I made this video for Seattle chef Tiberio Simone, who needed a short web video to help find a publisher for his book, La Figa: Visions of Food and Form. He and photographer Matt Freedman have been working on this incredible project for nearly 5 years, and the results are amazing. But what’s most amazing about this video, of course, is Tiberio himself. Who else could walk into Pike Place Market and within a half an hour, literally have tourists eating out of his hand? I like filming Tiberio so much that I’m planning a documentary film that will give me an opportunity to put him in front of my camera a lot.
The technical stuff:
Audio: I taped a Sennheiser EW wireless lav onto Tiberio’s chest before we arrived at the Market, and as you can probably notice, I forgot to turn it on in the first scene, so I had to fall back to the reference audio recorded on my Canon T2i. But I remembered for all the other scenes, which have vastly better audio that was recorded onto my Zoom H4N and synced in post with the latest version of the indispensable Pluraleyes.

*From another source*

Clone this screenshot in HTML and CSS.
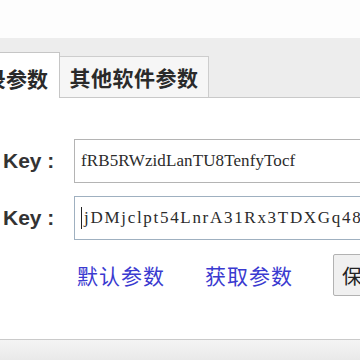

Camera: I put my Canon T2i with kit zoom lens on my Merlin Steadicam, and had to carefully pre-focus every scene before I started rolling, since it’s impossible to refocus with that rig when you’re rolling. I love the cheapo Canon kit lens when I use the Merlin, because it’s very lightweight, has a decent zoom range of 18-55mm, has some added built-in image stabilization that’s quiet. And the fact that it doesn’t open wider than f 3.5 is fine, because I never want to shoot wide open with the Steadicam because of the aforementioned focus issue.
For shooting in the Market, I set the ISO of the camera to 800, with the aperture around f 5.6. Because there was so much mixing of daylight with tungsten and fluorescent lights, I set the camera’s white balance to automatic and I was very happy with the results. I’ve found that getting the white balance right is very important for these cameras – the file simply won’t hold up to too much color correction, so you gotta get it close to begin with if you want to see the great results the camera is capable of.
For the last shot in the video, I carefully raised the Merlin up over my head as Tiberio walked away. Then the key part – I applied my favorite Lock and Load X filter to the footage in post, which drained the remaining wobblies away like magic. The results are pretty indistinguishable from a crane shot, don’t you think?